-- WORK INSTRUCTIONS --
Gather all lines with "this" from the records.
((
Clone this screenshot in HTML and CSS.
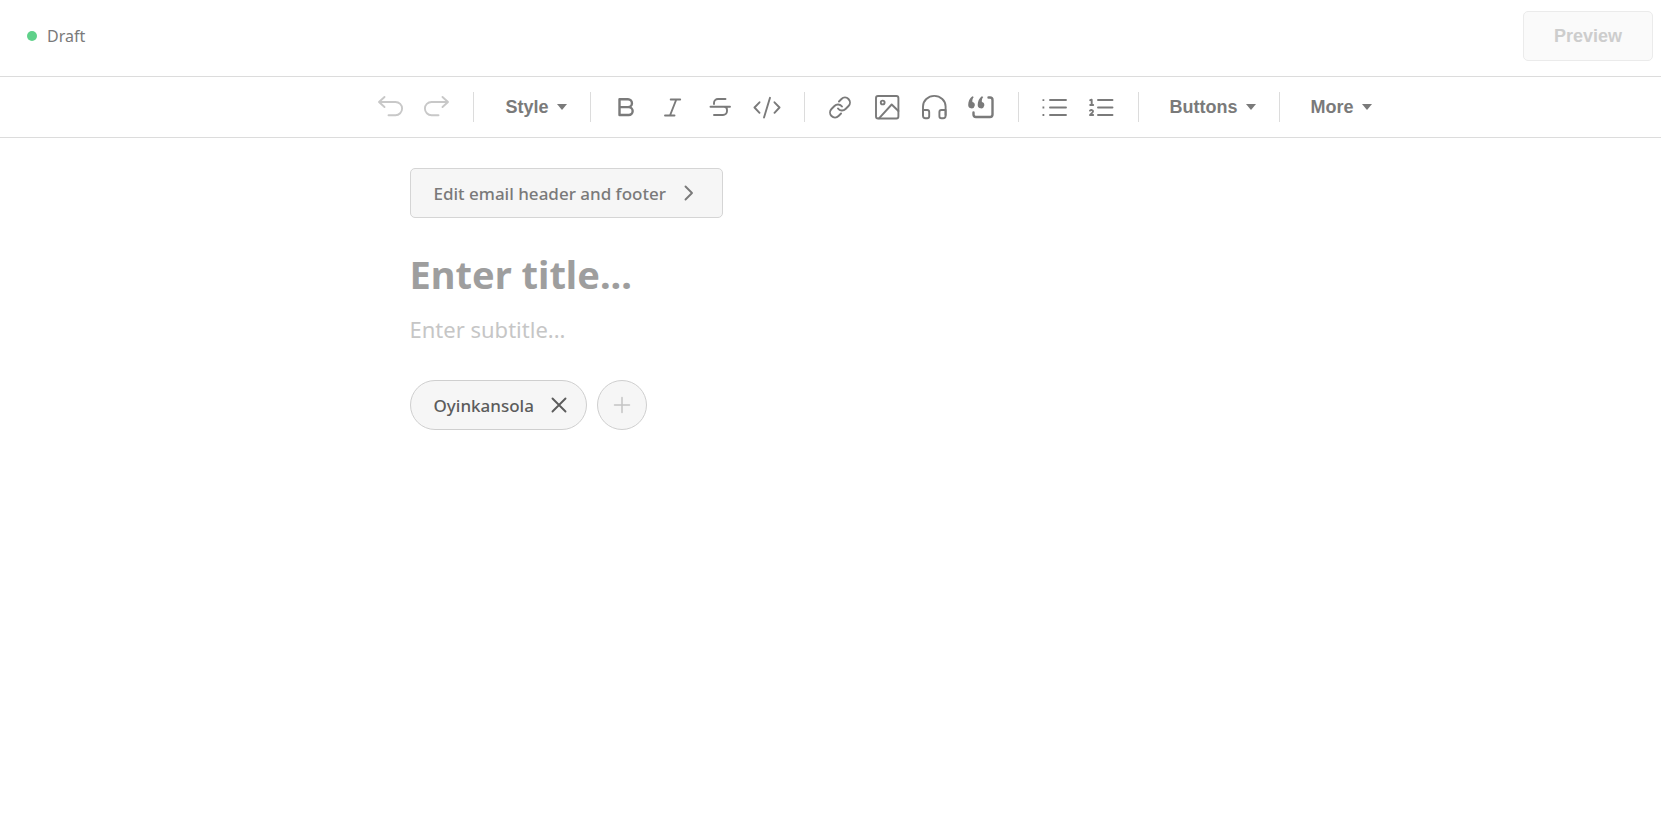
FILE: index.html
```html
<!DOCTYPE html>
<html lang="en">
<head>
<meta charset="utf-8">
<meta name="viewport" content="width=device-width, initial-scale=1">
<title>Draft</title>
<link rel="stylesheet" href="styles.css">
</head>
<body>
<header class="topbar">
  <div class="status"><span class="status-dot"></span><span>Draft</span></div>
  <button class="preview" type="button" disabled>Preview</button>
</header>
<div class="toolbar" role="toolbar" aria-label="Formatting">
  <button class="tool tool-off" type="button" aria-label="Undo"><svg viewBox="0 0 30 30"><path d="M9.500 5 4 10l5.500 5M4 10h16.500a6.600 6.600 0 0 1 0 13.200h-7"/></svg></button>
  <button class="tool tool-off" type="button" aria-label="Redo"><svg viewBox="0 0 30 30"><path d="M20.500 5l5.500 5-5.500 5M26 10H9.500a6.600 6.600 0 0 0 0 13.200h7"/></svg></button>
  <span class="divider"></span>
  <button class="menu" type="button">Style<svg class="caret" viewBox="0 0 10 6"><path d="M0 0h10L5 6z"/></svg></button>
  <span class="divider"></span>
  <button class="tool" type="button" aria-label="Bold"><svg class="heavy" viewBox="0 0 30 30"><path d="M8.500 7.200h8.500a3.900 3.900 0 0 1 0 7.900H8.500zM8.500 15.100h9.200a3.900 3.900 0 0 1 0 7.900H8.500z"/></svg></button>
  <button class="tool" type="button" aria-label="Italic"><svg viewBox="0 0 30 30"><path d="M12.700 7.500h9.500M7 23.500h9.500M18.300 7.500 12 23.500"/></svg></button>
  <button class="tool" type="button" aria-label="Strikethrough"><svg viewBox="0 0 30 30"><path d="M5.500 14.800h19.500M20.500 7H13a4 4 0 0 0-4 4v1M9 23h9a4 4 0 0 0 4-4v-1c0-2-1-3.200-3-3.200"/></svg></button>
  <button class="tool" type="button" aria-label="Code"><svg viewBox="0 0 30 30"><path d="M7.500 10.300 2.500 15.500 7.500 20.800M22.500 10.300 27.500 15.500 22.500 20.800M18 5.800 12 25.500"/></svg></button>
  <span class="divider"></span>
  <button class="tool" type="button" aria-label="Link"><svg viewBox="0 0 30 30"><g transform="translate(3 3.500)"><path d="M10 13a5 5 0 0 0 7.540.54l3-3a5 5 0 0 0-7.070-7.070l-2.500 2.500M14 11a5 5 0 0 0-7.540-.54l-3 3a5 5 0 0 0 7.070 7.070l2.500-2.500"/></g></svg></button>
  <button class="tool" type="button" aria-label="Image"><svg viewBox="0 0 30 30"><rect x="4" y="4" width="22.400" height="22.500" rx="2"/><circle cx="10.700" cy="10.500" r="1.900"/><path d="M7 26.300 19.700 12.500l6.700 6.500"/></svg></button>
  <button class="tool" type="button" aria-label="Audio"><svg viewBox="0 0 30 30"><path d="M4 23v-8.500a11.300 10.600 0 0 1 22.600 0V23"/><path d="M4 18h4.200a2 2 0 0 1 2 2v4.300a2 2 0 0 1-2 2H6.500A2.500 2.500 0 0 1 4 23.800zM26.600 18h-4.200a2 2 0 0 0-2 2v4.300a2 2 0 0 0 2 2h1.700a2.500 2.500 0 0 0 2.500-2.500z"/></svg></button>
  <button class="tool" type="button" aria-label="Quote"><svg class="heavy" viewBox="0 0 30 30"><path d="M22.500 5.500H24A2.500 2.500 0 0 1 26.500 8v14.500A2.500 2.500 0 0 1 24 25H10a2.500 2.500 0 0 1-2.500-2.500V20.500"/><path class="solid" d="M6.300 4.200C3.600 6 2.200 9.500 2.200 13a3.300 3.300 0 1 0 4.200-3.100c-.2-2 .2-3.700 1.400-5zM15.800 4.200C13.100 6 11.700 9.500 11.700 13a3.300 3.300 0 1 0 4.200-3.100c-.2-2 .2-3.700 1.400-5z"/></svg></button>
  <span class="divider"></span>
  <button class="tool" type="button" aria-label="Bulleted list"><svg viewBox="0 0 30 30"><path d="M11 8h16M11 15.500h16M11 23h16"/><path class="solid" d="M3.500 7.200h1.800V9H3.500zM3.500 14.600h1.800v1.800H3.500zM3.500 22.100h1.800v1.800H3.500z"/></svg></button>
  <button class="tool" type="button" aria-label="Numbered list"><svg viewBox="0 0 30 30"><path d="M12 8h14.500M12 15.500h14.500M12 23h14.500"/><path d="M4.200 8.200 5.700 7.700V13M4.200 13h3M4 18.700c1-1 3.200-.8 3 .8-.1 1.200-2 2.200-3 3.500h3.200"/></svg></button>
  <span class="divider"></span>
  <button class="menu" type="button">Buttons<svg class="caret" viewBox="0 0 10 6"><path d="M0 0h10L5 6z"/></svg></button>
  <span class="divider"></span>
  <button class="menu" type="button">More<svg class="caret" viewBox="0 0 10 6"><path d="M0 0h10L5 6z"/></svg></button>
</div>
<main class="editor">
  <button class="edit-header" type="button">Edit email header and footer<svg viewBox="0 0 26 26"><path d="M9.500 6.500 16 13l-6.500 6.500"/></svg></button>
  <input class="title" type="text" placeholder="Enter title..." aria-label="Title">
  <input class="subtitle" type="text" placeholder="Enter subtitle..." aria-label="Subtitle">
  <div class="authors">
    <button class="author" type="button">Oyinkansola<svg viewBox="0 0 26 26"><path d="m6.500 6.500 13 13M19.500 6.500l-13 13"/></svg></button>
    <button class="add" type="button" aria-label="Add author"><svg viewBox="0 0 26 26"><path d="M13 5.500v15M5.500 13h15"/></svg></button>
  </div>
</main>
</body>
</html>
```

FILE: styles.css
```css
* {
  box-sizing: border-box;
}

body {
  margin: 0;
  background: #fff;
  color: #7a7a7a;
  font-family: "Segoe UI", "Noto Sans", "Open Sans", sans-serif;
  font-size: 17px;
}

button {
  margin: 0;
  padding: 0;
  border: 0;
  background: none;
  color: inherit;
  font: inherit;
}

svg {
  flex: none;
  fill: none;
  stroke: currentColor;
  stroke-width: 1.9;
  stroke-linecap: round;
  stroke-linejoin: round;
}

.topbar {
  display: flex;
  justify-content: space-between;
  align-items: flex-start;
  padding: 11px 8px 15px 27px;
  border-bottom: 1px solid #dcdcdc;
}

.status {
  display: flex;
  align-items: center;
  gap: 10px;
  height: 50px;
  font-size: 16px;
}

.status-dot {
  width: 10px;
  height: 10px;
  border-radius: 50%;
  background: #5fd18a;
}

.preview {
  height: 50px;
  padding: 0 30px;
  border: 1px solid #ebebeb;
  border-radius: 5px;
  background: #fafafa;
  color: #cdcdcd;
  font-family: "Liberation Sans", Arial, sans-serif;
  font-size: 18px;
  font-weight: 700;
}

.toolbar {
  display: flex;
  justify-content: center;
  align-items: center;
  height: 61px;
  padding-left: 87px;
  border-bottom: 1px solid #dcdcdc;
}

.tool {
  display: flex;
  justify-content: center;
  align-items: center;
  width: 47px;
  height: 48px;
}

.tool svg {
  width: 30px;
  height: 30px;
}

.tool .heavy {
  stroke-width: 2.4;
}

.tool .solid {
  fill: currentColor;
  stroke: none;
}

.tool-off {
  color: #c8c8c8;
}

.divider {
  width: 1px;
  height: 30px;
  margin: 0 12px 0 13px;
  background: #dcdcdc;
}

.menu {
  display: flex;
  align-items: center;
  gap: 8px;
  height: 48px;
  padding: 0 10px 0 19px;
  font-family: "Liberation Sans", Arial, sans-serif;
  font-size: 18px;
  font-weight: 700;
}

.caret {
  width: 10px;
  height: 6px;
  fill: currentColor;
  stroke: none;
}

.editor {
  display: flex;
  flex-direction: column;
  align-items: flex-start;
  max-width: 842px;
  margin: 0 auto;
  padding-top: 30px;
}

.edit-header {
  display: flex;
  align-items: center;
  gap: 10px;
  height: 50px;
  padding: 0 20px 0 23px;
  border: 1px solid #d5d5d5;
  border-radius: 5px;
  background: #f6f6f6;
  font-weight: 500;
}

.edit-header svg,
.author svg,
.add svg {
  width: 26px;
  height: 26px;
}

.title,
.subtitle {
  width: 100%;
  padding: 0;
  border: 0;
  outline: 0;
  background: none;
  color: #363737;
  font-family: inherit;
}

.title {
  height: 56px;
  margin-top: 28px;
  font-size: 38px;
  font-weight: 700;
}

.subtitle {
  height: 36px;
  margin-top: 9px;
  font-size: 22px;
}

.title::placeholder {
  color: #9e9e9e;
}

.subtitle::placeholder {
  color: #c6c6c6;
}

.authors {
  display: flex;
  gap: 10px;
  margin-top: 33px;
}

.author,
.add {
  display: flex;
  align-items: center;
  height: 50px;
  border: 1px solid #cfcfcf;
  border-radius: 25px;
  background: #f6f6f6;
}

.author {
  gap: 12px;
  padding: 0 14px 0 23px;
  color: #5c5c5c;
  font-weight: 500;
}

.add {
  justify-content: center;
  width: 50px;
  color: #c4c4c4;
}

.add svg {
  stroke-width: 1.5;
}
```
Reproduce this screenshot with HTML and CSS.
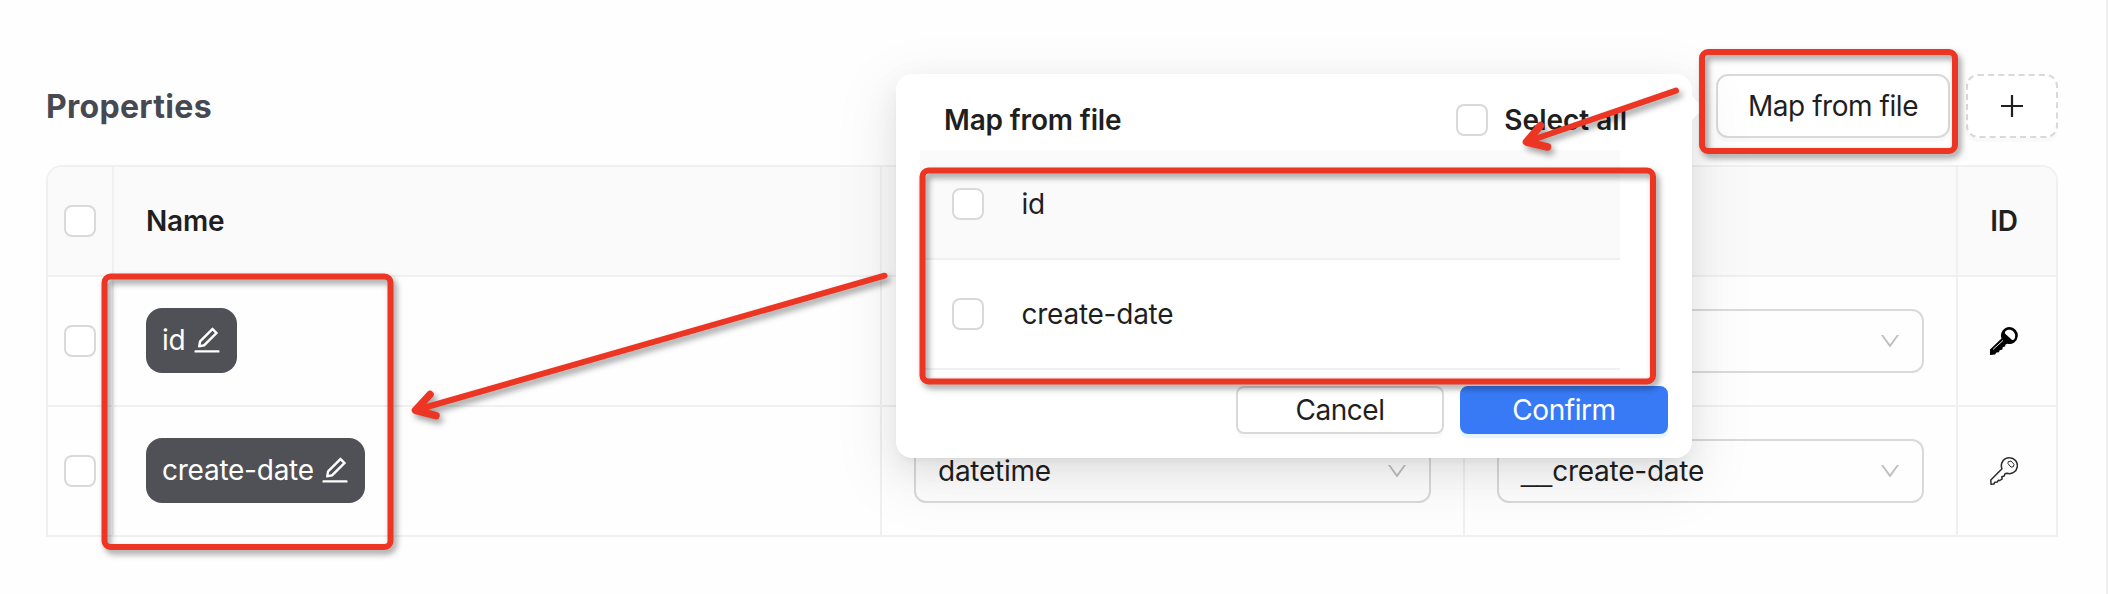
))
-- CORRECT OUTPUT --
Clone this screenshot in HTML and CSS.
Reproduce this screenshot with HTML and CSS.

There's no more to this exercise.